Raquel Welch's jam-packed resume includes hits like "Myra Breckinridge" and "The Three Musketeers," the latter of which won her a Golden Globe for Best Film Comedy/Musical Actress (via the Golden Globe Awards website). Other notable standouts from her dozens of film and television credits include "Mother, Jugs, and Speed," "Bedazzled," "The Last of Sheila," "Fantastic Voyage," "Tortilla Soup," "How to Be a Latin Lover," "The Legend of Walks Far Woman," "Right to Die", and "Scandal in a Small Town."

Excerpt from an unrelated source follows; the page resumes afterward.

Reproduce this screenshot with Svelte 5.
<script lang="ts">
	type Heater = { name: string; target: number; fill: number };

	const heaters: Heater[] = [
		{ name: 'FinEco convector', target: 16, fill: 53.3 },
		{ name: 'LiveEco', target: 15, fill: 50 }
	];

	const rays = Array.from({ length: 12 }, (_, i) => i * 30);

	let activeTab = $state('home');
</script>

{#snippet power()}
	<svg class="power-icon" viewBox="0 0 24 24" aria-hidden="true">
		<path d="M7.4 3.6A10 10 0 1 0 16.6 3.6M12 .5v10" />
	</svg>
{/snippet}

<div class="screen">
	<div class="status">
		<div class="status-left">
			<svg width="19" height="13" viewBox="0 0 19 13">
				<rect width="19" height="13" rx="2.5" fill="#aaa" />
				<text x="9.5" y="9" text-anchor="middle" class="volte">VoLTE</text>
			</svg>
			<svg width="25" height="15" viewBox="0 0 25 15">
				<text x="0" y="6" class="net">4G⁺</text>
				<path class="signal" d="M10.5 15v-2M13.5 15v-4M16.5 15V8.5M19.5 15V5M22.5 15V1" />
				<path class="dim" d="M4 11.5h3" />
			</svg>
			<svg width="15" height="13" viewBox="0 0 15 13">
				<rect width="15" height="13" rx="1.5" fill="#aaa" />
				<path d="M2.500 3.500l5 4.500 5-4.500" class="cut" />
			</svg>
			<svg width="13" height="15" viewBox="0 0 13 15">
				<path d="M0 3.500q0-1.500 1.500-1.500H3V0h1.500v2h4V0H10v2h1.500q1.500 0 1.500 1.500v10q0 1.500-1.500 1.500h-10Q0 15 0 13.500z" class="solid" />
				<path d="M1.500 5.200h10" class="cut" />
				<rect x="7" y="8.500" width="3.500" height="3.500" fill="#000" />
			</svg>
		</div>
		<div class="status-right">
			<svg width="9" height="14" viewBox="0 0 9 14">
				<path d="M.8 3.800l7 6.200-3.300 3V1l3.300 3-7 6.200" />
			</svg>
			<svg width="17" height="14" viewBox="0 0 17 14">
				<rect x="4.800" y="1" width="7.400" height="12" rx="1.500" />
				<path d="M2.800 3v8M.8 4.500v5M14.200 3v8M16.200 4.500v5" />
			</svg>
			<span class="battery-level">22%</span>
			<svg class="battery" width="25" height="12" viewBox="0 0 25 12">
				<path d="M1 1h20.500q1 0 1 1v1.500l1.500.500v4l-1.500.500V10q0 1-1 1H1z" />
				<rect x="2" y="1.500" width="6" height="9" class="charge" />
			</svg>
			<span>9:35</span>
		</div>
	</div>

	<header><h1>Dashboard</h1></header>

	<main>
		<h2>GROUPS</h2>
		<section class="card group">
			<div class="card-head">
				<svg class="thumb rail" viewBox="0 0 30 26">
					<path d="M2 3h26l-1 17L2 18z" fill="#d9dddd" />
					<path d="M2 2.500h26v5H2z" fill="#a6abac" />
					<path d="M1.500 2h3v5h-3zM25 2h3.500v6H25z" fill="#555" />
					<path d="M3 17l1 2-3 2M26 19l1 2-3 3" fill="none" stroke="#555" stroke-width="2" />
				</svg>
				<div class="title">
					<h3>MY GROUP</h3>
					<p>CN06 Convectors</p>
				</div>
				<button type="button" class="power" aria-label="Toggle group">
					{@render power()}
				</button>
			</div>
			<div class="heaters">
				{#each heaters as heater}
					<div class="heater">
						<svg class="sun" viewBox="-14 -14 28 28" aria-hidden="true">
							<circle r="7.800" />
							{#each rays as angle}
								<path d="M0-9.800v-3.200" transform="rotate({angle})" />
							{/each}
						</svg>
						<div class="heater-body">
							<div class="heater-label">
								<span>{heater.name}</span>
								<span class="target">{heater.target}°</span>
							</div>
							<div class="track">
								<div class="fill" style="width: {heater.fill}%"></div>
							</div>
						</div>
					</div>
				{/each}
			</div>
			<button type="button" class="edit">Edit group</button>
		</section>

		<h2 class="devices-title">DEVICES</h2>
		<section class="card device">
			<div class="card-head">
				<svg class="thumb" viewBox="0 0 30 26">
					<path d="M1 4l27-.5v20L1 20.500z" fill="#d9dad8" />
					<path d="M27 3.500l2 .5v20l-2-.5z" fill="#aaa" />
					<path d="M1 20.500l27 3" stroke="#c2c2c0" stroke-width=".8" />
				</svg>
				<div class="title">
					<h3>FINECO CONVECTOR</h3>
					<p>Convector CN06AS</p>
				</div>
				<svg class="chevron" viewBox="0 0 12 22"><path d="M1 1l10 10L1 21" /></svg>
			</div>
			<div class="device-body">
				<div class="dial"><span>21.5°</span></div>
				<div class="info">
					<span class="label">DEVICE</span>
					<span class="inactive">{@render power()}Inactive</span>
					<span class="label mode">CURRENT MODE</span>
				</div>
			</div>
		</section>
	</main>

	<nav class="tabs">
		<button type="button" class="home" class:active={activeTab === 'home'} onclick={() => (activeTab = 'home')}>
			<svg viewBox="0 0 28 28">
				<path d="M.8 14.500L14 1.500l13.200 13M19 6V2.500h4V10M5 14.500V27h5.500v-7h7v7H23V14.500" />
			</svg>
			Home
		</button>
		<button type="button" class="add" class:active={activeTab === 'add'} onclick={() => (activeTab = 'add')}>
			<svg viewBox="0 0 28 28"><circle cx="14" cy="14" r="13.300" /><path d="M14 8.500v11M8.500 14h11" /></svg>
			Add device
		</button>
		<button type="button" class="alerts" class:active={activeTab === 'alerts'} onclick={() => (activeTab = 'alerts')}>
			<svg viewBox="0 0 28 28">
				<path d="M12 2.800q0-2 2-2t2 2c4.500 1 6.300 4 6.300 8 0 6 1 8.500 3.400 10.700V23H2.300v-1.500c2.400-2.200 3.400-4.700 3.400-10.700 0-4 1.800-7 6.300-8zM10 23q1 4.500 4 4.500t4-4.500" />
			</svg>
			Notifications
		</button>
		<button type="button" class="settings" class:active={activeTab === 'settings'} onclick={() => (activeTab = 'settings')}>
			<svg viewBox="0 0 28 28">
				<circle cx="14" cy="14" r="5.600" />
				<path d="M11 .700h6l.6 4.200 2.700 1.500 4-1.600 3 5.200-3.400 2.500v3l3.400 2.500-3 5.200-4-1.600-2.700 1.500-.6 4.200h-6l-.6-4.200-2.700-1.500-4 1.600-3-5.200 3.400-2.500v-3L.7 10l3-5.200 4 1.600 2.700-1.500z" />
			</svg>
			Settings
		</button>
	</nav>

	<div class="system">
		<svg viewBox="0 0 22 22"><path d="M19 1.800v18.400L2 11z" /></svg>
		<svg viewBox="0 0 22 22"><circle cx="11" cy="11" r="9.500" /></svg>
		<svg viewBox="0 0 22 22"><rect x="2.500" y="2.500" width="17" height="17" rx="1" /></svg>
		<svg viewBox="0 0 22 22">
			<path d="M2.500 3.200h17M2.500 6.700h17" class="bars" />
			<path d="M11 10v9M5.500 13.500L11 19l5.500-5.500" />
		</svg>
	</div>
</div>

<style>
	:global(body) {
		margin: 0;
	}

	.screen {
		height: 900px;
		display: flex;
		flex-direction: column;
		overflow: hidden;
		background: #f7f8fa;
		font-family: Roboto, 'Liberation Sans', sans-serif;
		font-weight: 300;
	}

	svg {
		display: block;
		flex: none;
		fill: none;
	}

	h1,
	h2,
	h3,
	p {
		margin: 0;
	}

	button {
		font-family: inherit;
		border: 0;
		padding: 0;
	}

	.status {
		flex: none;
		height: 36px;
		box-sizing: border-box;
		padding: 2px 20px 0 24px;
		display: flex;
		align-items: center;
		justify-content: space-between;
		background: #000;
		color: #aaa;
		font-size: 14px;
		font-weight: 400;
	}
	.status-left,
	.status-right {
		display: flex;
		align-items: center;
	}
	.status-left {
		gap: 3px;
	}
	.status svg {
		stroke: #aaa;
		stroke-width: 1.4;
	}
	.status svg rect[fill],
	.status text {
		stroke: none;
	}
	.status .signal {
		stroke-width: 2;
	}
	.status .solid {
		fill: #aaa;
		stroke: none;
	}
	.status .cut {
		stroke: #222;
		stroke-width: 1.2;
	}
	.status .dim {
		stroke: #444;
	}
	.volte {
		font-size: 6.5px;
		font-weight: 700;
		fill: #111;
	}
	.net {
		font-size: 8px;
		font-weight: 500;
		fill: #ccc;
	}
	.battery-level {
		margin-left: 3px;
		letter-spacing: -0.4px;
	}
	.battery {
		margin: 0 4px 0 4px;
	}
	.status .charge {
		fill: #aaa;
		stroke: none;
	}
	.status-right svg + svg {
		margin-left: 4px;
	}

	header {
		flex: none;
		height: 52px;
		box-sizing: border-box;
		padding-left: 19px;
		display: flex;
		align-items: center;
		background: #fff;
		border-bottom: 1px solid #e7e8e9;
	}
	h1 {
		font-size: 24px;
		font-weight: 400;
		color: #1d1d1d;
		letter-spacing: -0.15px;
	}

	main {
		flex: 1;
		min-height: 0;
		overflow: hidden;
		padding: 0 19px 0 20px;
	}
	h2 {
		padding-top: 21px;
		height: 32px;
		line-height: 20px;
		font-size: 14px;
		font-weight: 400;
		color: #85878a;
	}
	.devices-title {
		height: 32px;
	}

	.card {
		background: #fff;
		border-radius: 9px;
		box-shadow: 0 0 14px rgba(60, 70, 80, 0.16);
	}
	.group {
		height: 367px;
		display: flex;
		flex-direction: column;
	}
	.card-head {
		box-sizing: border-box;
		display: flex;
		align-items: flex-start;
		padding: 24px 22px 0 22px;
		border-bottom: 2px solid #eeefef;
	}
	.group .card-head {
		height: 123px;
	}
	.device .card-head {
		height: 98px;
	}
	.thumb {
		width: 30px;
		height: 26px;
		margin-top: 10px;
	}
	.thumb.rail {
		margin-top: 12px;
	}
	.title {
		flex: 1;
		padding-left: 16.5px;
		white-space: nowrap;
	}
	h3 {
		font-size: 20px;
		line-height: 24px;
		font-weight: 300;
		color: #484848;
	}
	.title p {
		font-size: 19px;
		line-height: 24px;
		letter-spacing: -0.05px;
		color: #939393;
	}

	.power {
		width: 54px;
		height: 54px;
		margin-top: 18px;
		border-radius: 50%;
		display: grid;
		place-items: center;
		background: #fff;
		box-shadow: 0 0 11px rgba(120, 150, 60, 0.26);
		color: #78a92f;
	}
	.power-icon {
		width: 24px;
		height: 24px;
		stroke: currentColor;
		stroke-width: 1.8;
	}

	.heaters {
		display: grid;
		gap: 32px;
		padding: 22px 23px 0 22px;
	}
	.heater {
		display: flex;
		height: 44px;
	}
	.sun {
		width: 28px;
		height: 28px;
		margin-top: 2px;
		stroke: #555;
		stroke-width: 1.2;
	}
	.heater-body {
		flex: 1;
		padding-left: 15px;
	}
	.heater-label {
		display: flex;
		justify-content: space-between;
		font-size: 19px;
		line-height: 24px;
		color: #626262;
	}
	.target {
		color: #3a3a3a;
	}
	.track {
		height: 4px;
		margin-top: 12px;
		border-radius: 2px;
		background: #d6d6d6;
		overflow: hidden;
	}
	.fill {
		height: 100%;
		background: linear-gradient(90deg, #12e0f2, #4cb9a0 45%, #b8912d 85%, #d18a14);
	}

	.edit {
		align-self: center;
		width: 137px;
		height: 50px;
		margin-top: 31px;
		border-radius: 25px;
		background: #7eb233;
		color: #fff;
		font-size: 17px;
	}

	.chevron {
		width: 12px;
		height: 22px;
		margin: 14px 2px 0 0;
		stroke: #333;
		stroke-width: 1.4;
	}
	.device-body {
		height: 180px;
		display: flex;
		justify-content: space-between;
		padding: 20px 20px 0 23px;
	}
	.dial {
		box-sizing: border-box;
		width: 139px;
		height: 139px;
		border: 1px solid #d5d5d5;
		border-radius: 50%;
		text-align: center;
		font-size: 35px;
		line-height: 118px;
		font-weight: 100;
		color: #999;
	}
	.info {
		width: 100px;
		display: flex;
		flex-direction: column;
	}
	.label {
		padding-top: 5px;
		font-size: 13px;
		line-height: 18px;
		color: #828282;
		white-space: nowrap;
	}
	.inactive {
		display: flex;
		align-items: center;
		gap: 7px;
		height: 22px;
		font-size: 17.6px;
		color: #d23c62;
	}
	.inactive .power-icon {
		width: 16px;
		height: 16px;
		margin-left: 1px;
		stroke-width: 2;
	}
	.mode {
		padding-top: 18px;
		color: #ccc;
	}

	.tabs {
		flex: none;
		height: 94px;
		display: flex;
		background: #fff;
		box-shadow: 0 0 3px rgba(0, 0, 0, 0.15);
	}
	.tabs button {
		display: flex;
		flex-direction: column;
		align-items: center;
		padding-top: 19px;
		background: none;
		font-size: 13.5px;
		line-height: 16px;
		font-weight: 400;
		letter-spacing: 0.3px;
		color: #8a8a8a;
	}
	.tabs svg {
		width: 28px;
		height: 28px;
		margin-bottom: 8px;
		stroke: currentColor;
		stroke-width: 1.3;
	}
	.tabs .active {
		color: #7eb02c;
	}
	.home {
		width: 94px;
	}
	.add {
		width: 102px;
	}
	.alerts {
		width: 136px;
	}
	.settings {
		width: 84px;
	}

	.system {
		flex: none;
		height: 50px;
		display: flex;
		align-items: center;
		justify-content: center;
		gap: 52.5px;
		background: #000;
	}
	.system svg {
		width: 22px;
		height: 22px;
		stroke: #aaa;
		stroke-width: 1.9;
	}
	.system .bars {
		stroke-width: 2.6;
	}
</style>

Welch didn't restrict herself to the screen, though. Decades into her career, she would prove her talent on the stage. In 1981, she made her Broadway debut in "Woman of the Year" (via Playbill), taking over for Lauren Bacall, who originated the role (via The New York Times). In 1997, she returned to the Great White Way, taking over Julie Andrews' role in "Victor/Victoria" after Andrews experienced throat problems that forced her to step down from the production (via the Deseret News). 

Raquel Welch was married several times

Raquel Welch had fame and fortune, but her love life was rather tragic. In 1959 at the age of 18, Raquel Welch married her high school sweetheart James Welch. The couple divorced in 1961. She went on to marry Patrick Curtis in 1969. That marriage lasted through 1972. In 1980 she married André Weinfeld, and that union lasted for ten years through 1990. Almost a decade later, in 1999, she wed Richard Palmer. The couple separated in 2003 and later divorced. 

She later told Piers Morgan (via The Daily Mail) that she "had real feelings for all of those men" and really did see a future with them. Alas, it wasn't to be. "At the time I thought I was legitimately in love and that we could make a great life together, but it wasn't in the cards," she said. 

Welch revealed her theory about why her relationships didn't last in an interview with the Mirror. "They were swanning around being married to Raquel Welch," she said. "I never did get it right. And a lot of men don't like the fact that when we go somewhere I am the one who gets focused on."  

Welch is survived by her two children her daughter, Tahnee, and her son, Damon.